Smart Log Tiering: Balancing Costs and Accessibility for Observability Data

June 23, 2025

The growing volume of observability data, especially logs, presents a significant cost challenge due to expensive hot storage. However, much of this data is infrequently accessed after an initial period. This discussion explores the concept of intelligent tiering for logs—automatically moving data to cheaper storage tiers based on access patterns or age—to optimize costs while retaining necessary access.

A Real-World Three-Tier Logging Strategy

One commenter shared a successful tiered approach implemented at their startup:

  • Hot Tier (Last 7 Days): All logs are stored in Elasticsearch. This tier is optimized for speed, supporting real-time debugging and immediate operational needs, despite its higher cost.
  • Warm Tier (7-90 Days): After 7 days, logs are automatically archived by a log shipper (e.g., Fluentd) to AWS S3 Standard. These logs can still be queried directly using tools like AWS Athena. While querying is slower than Elasticsearch, it's suitable for occasional, deeper investigations, offering substantial cost savings.
  • Cold Tier (After 90 Days): Logs older than 90 days are transitioned to S3 Glacier Deep Archive using S3 lifecycle policies. This tier is extremely cost-effective for long-term storage, primarily for compliance or "break glass in case of emergency" scenarios, with the understanding that retrieval is a slow process.

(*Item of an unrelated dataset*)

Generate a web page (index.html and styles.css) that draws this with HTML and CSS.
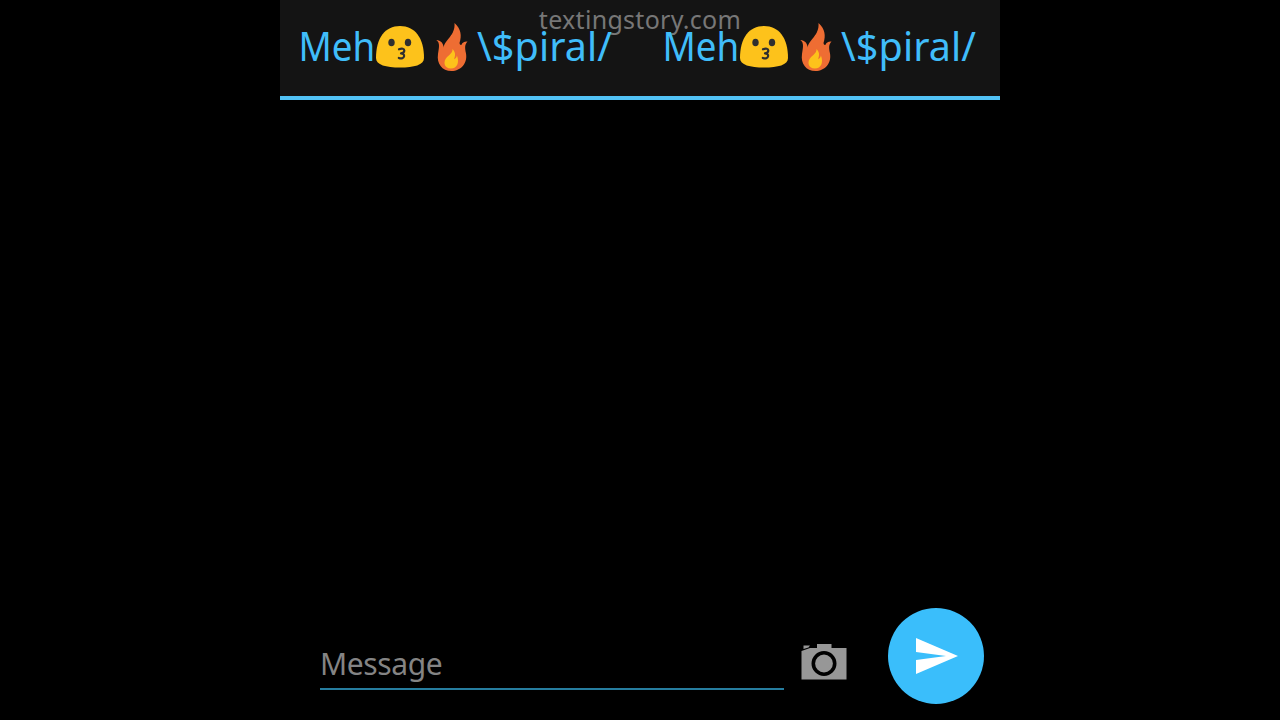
FILE: index.html
```html
<!DOCTYPE html>
<html lang="en">
<head>
    <meta charset="UTF-8">
    <meta name="viewport" content="width=device-width, initial-scale=1.0">
    <title>Texting Story</title>
    <link rel="stylesheet" href="styles.css">
</head>
<body>
    <svg width="0" height="0" class="symbols">
        <symbol id="kiss" viewBox="0 0 50 44">
            <path d="M1 33C1 13 10 1 25 1s24 12 24 32c0 7-10 9.500-24 9.500S1 40 1 33z" fill="#fdc21b"/>
            <ellipse cx="16.500" cy="17.500" rx="3.200" ry="3.800" fill="#2f2f2f"/>
            <ellipse cx="33" cy="17.500" rx="3.200" ry="3.800" fill="#2f2f2f"/>
            <path d="M24 24.300c3-1.300 5.300-.6 5.300 1.200 0 1.700-1.500 2.600-3.300 2.900 2.200.2 3.300 1.200 3.100 2.700-.3 2-2.500 2.900-5.300 1.800" fill="none" stroke="#2f2f2f" stroke-width="2.200" stroke-linecap="round" stroke-linejoin="round"/>
        </symbol>
        <symbol id="fire" viewBox="0 0 32 50">
            <path d="M18.500 1c6.500 6 7.500 12.500 5 20 .2 1.600 1.500 2.500 2.200 1.500.6-1.700 2.300-3.200 5.800-3-3 3-2.600 6.700-1.600 11.500C32 41 25 49 15.500 49 6 49 .5 41.500 2 32c.8-5.500 2.500-11.300-1.700-14 4.500.2 7.300 3.400 7.300 7.500C9 17 19.500 14 18.500 1z" fill="#ee6d33"/>
            <path d="M16.500 27c4 4 2.300 7.600 1.700 10.200 1.600-.7 2.400-1.900 2.700-3.700 2.700 6.500.6 13-6 13-7.200 0-8.100-7.500-3.800-11.500 3.400-3.100 5.600-4.600 5.400-8z" fill="#fdc21b"/>
        </symbol>
    </svg>
    <div class="phone">
        <header class="header">
            <div class="name">
                <span class="meh">Meh</span>
                <svg class="kiss"><use href="#kiss"/></svg>
                <svg class="fire"><use href="#fire"/></svg>
                <span class="spiral">\$piral/</span>
            </div>
            <div class="name">
                <span class="meh">Meh</span>
                <svg class="kiss"><use href="#kiss"/></svg>
                <svg class="fire"><use href="#fire"/></svg>
                <span class="spiral">\$piral/</span>
            </div>
            <div class="watermark">textingstory.com</div>
        </header>
        <main class="messages"></main>
        <footer class="composer">
            <div class="message-field">Message</div>
            <svg class="camera" viewBox="0 0 46 38">
                <path d="M.5 8 9 5h7V1h14.500v4h15v31.500H.5z" fill="#979797"/>
                <path d="M2.500 2.500h6.500L7.500 4.500l-5 1.500z" fill="#979797"/>
                <circle cx="23" cy="20.500" r="10.700" fill="none" stroke="#000" stroke-width="3.600"/>
            </svg>
            <div class="send">
                <svg viewBox="0 0 42 36">
                    <path d="M0 0 42 18 0 36V22l30-4L0 14z" fill="#fff"/>
                </svg>
            </div>
        </footer>
    </div>
</body>
</html>
```
FILE: styles.css
```css
body {
    margin: 0;
    background: #000;
    font-family: "Noto Sans", sans-serif;
}
.symbols {
    display: block;
}
.phone {
    display: flex;
    flex-direction: column;
    width: 720px;
    height: 720px;
    margin: 0 auto;
    overflow: hidden;
}
.header {
    position: relative;
    display: flex;
    box-sizing: border-box;
    height: 100px;
    padding-left: 17px;
    background: #141414;
    border-bottom: 4px solid #52c3f6;
}
.name {
    display: flex;
    align-items: flex-start;
    width: 364px;
    flex-shrink: 0;
    color: #40bdfa;
    font-size: 39.5px;
    line-height: 54px;
    white-space: nowrap;
    z-index: 1;
}
.meh {
    width: 78px;
    margin-top: 19px;
    transform: translateX(1.5px) scaleX(0.93);
    transform-origin: left;
}
.kiss {
    width: 50px;
    height: 44px;
    margin-top: 25px;
}
.fire {
    width: 32px;
    height: 50px;
    margin: 22px 9px 0 11px;
}
.spiral {
    margin-top: 19px;
    letter-spacing: 0.1px;
}
.watermark {
    position: absolute;
    top: 3px;
    left: 0;
    width: 100%;
    text-align: center;
    color: #777;
    font-size: 25px;
    line-height: 33px;
    letter-spacing: 0.3px;
}
.messages {
    flex: 1;
}
.composer {
    display: flex;
    align-items: flex-start;
    height: 112px;
    padding-left: 40px;
}
.message-field {
    box-sizing: border-box;
    width: 464px;
    height: 82px;
    padding-top: 35px;
    border-bottom: 2px solid #267d9f;
    color: #848484;
    font-size: 30px;
    line-height: 41px;
    letter-spacing: -0.4px;
}
.camera {
    width: 46px;
    height: 38px;
    margin: 35px 0 0 17px;
}
.send {
    display: flex;
    box-sizing: border-box;
    width: 96px;
    height: 96px;
    margin-left: 41px;
    padding: 30px 0 0 28px;
    border-radius: 50%;
    background: #3abefb;
}
.send svg {
    width: 42px;
    height: 36px;
}
```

Data-Driven Decisions: The Importance of Query Patterns

A crucial lesson learned was the importance of realistically assessing actual log query patterns. By discovering that over 95% of their queries were for logs less than 3 days old, the team could confidently implement an aggressive tiering strategy. This data-driven approach ensured that critical visibility for recent events was maintained while older, less-frequently accessed data was moved to more economical storage.

While the method for obtaining these query patterns wasn't detailed, its impact on shaping the tiering policy was emphasized.

Other Considerations and Tools

The discussion also touched on other points:

  • Object Storage Benefits: Logging systems that utilize object storage (like S3 or Tigris) for persistence can inherently benefit from the storage tiering options offered by these platforms. However, it was noted that Amazon S3's Intelligent-Tiering primarily covers warm to archive tiers, not typically the high-performance "hot" tier, which often requires a separate solution like Elasticsearch.
  • Existing Tools: The capabilities of existing commercial tools like Splunk were briefly debated. While one user suggested Splunk has long offered such tiering, another countered that it might be limited to static retention policies rather than dynamic, access-based tiering.

Ultimately, implementing an intelligent tiering strategy for logs, informed by actual usage data, can lead to significant cost reductions in observability infrastructure.